En el primer plano, el profesor habla sobre el mar, y justo cuando llega el contraplano de Konrad, que toma un trago de vino y mira como un Adonis desafiante lo escuchamos decir: “Jamás he comprendido cómo los artistas griegos han podido concentrarse y dar forma a tantas maravillas teniendo siempre ante los ojos…”. En el contraplano correspondiente, concluye la frase: “…un espectáculo tan fascinante como encantador”. Mientras dice esto, el profesor come pedacitos de un salame que tiene un tamaño de fantasía masculina. Apenas mira a Konrad y apenas termina su frase (con la palabra “encantador”) se le queda atrapado algo en la muela, lo que lo obliga a recorrer su boca con la lengua y estirar hacia afuera el cachete. Cuando el profesor habla de los griegos, habla de sí mismo (por eso el plano vuelve a él en el momento en que lo hace). Cuando habla del mar, habla de Konrad (cuyos ojos lo citan). Cuando se saca un resto de salame de una muela, se regodea en el deseo. Por un instante, el noble profesor se convierte en un viejo baboso, y la luz deja entrever en la escena una filigrana porno.

Los artistas griegos, el salame-falo. O en El Gatopardo: la aristocrática altivez de Lancaster, la carcajada vulgar de la Cardinale. Eso es Visconti. Un tipo difícil de domesticar. Incluso en sus obras menores. Basta pensar en lo que sucede en Muerte en Venecia, cuyo mejor momento es el show de canciones populares que termina con un músico enfáticamente grosero (groseramente grosero), de maquillaje imposible y dentadura incompleta, sacándole la lengua a toda la gente fina del hotel, y sobre todo -en tanto la historia nos permite entenderlo así- al pobre Von Aschenbach, artista falsamente apolíneo, a quien en los flashbacks vemos recibir las críticas de un discípulo por su música académica.
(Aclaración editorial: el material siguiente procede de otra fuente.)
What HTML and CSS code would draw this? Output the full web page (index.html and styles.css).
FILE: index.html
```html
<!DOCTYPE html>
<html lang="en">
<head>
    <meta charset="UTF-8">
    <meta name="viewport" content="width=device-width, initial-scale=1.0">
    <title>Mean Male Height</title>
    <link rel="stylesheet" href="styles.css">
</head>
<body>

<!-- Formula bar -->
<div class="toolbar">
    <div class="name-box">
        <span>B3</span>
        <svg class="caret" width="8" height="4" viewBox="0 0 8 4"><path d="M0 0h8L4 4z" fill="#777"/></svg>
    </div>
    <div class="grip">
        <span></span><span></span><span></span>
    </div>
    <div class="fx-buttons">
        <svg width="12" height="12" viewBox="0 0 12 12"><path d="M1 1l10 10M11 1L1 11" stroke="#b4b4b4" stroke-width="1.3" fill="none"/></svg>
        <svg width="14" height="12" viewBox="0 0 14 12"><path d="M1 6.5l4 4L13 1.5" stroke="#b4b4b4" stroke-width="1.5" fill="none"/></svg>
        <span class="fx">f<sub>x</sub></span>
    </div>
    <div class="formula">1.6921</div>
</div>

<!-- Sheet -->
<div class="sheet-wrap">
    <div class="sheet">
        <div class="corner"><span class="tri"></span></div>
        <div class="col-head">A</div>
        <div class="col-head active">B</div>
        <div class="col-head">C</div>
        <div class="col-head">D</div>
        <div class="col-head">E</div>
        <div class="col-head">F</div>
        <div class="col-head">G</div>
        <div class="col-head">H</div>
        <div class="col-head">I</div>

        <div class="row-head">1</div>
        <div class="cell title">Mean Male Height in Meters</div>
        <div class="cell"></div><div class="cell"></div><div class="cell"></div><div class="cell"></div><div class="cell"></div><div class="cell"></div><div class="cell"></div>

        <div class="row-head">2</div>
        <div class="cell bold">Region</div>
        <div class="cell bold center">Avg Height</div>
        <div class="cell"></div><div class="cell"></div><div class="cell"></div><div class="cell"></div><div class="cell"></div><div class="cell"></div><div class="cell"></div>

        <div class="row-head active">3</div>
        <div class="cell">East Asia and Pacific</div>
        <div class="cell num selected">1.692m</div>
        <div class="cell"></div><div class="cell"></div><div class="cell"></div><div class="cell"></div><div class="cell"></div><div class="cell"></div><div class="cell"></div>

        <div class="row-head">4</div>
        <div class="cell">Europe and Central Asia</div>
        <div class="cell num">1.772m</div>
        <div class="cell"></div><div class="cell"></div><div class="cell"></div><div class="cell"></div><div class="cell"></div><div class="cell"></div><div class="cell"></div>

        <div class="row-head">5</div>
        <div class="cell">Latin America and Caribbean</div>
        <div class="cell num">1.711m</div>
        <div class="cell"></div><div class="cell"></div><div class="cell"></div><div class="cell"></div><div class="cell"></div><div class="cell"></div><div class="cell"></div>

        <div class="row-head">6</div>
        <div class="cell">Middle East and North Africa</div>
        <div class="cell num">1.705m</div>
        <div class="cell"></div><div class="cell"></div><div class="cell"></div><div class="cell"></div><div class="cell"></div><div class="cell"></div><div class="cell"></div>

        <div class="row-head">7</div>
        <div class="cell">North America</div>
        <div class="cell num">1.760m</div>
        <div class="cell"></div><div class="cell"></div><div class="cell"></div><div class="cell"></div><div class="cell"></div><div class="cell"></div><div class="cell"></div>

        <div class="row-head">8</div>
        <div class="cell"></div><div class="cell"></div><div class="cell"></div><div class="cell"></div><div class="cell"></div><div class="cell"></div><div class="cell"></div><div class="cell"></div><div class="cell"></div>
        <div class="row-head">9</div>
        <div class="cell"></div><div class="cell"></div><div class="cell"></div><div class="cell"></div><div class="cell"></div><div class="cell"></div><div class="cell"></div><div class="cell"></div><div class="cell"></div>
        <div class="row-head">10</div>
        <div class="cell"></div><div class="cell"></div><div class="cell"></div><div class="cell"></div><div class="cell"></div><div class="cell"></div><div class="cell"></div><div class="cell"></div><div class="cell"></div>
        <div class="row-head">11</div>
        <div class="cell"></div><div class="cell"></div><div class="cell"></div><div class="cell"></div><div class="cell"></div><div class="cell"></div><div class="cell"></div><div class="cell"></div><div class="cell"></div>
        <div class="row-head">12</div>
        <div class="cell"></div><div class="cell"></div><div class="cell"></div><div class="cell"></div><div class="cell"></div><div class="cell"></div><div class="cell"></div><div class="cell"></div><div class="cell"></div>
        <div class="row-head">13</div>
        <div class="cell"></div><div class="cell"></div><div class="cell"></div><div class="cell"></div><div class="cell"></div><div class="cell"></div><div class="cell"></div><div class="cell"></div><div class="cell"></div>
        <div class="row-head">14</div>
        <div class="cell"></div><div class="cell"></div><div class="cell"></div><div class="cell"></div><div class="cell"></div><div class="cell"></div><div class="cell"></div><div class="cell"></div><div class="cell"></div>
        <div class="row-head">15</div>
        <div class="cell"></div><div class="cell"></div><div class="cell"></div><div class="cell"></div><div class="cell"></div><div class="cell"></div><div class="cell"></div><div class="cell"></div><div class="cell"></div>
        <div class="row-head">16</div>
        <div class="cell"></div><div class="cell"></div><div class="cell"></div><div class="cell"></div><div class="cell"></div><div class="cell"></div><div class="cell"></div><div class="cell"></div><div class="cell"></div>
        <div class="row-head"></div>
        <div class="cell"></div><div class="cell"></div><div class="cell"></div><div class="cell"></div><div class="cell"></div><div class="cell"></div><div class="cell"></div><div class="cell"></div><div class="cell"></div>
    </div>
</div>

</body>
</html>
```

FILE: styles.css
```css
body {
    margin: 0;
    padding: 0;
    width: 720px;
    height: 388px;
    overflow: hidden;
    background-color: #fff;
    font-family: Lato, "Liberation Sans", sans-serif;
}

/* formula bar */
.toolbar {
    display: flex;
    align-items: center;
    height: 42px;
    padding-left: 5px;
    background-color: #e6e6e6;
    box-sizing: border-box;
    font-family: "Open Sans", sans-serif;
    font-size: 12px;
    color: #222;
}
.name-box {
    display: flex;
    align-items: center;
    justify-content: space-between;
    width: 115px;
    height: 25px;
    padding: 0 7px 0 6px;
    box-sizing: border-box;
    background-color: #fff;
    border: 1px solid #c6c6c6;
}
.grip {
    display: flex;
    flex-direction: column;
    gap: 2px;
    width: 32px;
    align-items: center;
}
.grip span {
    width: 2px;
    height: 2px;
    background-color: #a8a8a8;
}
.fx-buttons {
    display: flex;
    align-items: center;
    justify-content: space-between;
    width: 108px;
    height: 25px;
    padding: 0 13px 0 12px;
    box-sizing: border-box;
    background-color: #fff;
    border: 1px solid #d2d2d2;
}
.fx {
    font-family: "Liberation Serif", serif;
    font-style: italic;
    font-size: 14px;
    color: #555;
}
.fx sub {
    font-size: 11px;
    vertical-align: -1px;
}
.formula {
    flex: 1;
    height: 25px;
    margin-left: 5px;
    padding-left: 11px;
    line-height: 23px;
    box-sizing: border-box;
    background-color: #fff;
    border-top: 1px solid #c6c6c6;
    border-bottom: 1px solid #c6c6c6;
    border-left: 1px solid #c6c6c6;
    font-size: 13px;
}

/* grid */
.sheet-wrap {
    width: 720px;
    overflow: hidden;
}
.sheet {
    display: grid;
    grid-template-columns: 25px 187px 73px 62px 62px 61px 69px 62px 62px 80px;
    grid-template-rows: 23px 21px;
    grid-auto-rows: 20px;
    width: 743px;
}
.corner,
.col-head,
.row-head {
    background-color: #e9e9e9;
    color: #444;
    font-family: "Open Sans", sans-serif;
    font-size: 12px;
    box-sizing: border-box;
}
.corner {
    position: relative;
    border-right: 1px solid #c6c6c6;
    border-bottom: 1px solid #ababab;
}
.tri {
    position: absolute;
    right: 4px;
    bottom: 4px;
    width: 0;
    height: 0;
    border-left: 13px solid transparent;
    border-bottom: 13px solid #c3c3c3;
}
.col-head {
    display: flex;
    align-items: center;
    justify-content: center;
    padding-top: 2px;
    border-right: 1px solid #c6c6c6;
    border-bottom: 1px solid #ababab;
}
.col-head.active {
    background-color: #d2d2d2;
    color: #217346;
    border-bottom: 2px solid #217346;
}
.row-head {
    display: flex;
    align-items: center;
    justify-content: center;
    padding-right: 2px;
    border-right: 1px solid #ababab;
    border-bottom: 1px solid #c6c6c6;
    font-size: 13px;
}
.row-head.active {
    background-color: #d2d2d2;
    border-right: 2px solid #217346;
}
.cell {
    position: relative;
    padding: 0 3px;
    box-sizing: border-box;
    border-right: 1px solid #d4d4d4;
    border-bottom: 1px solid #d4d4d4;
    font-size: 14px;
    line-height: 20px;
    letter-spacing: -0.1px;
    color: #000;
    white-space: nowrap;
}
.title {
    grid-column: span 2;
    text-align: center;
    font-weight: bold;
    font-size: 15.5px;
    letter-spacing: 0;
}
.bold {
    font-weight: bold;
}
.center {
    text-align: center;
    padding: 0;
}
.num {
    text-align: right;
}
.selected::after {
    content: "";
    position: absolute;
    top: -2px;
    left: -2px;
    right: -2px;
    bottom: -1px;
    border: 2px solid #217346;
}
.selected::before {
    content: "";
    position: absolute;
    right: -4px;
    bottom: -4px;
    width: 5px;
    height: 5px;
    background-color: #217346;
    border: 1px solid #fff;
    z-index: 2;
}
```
Las películas bienintencionadas recurren a justificaciones de tipo “estético”, psicológico o social porque son débiles o porque tienen el culo sucio. Esto no es solo una película, dicen: fíjense cómo tiene también Belleza, Complejidad y Compromiso. Manny Farber llamaba gimp a este mecanismo de legitimación, como el ingenio que usaban las mujeres victorianas para jugar al golf, y que les permitía levantar sus vestidos para dar su golpe sin dejar de cubrir sus piernas. Un pedido de respeto en los términos del respeto. O en otras palabras: un renuncio, una defección estética. Con Visconti pasa lo contrario. No es un director que busque distinción porque es justamente en el territorio de la distinción donde se mueve. Es decir, ahí donde el riesgo mayor es el academicismo, y donde no se necesita ningún gimp porque los vestidos ya vienen con un pliegue especial, conseguido gracias a años de sastrería fina. Así que, en lugar de elevar el nivel mendigando prestigio, Visconti se protegió del prestigio con un exceso estético que los años vuelven más y más notable, y que muy a menudo se alimentó de aquello de lo que huyen los cineastas con culpa, y que se encuentra (esto es lo maravilloso) disperso por todos los niveles culturales. El melodrama, la ópera, la intensidad alucinada de los personajes de Dostoievski protegieron su refinamiento de cualquier sombra académica. En algunas ocasiones (las dos horas y media demenciales de La caída de los dioses) durante todo el metraje. En otras, como esta Grupo de familia, por lo menos durante tres planos que valen la película entera.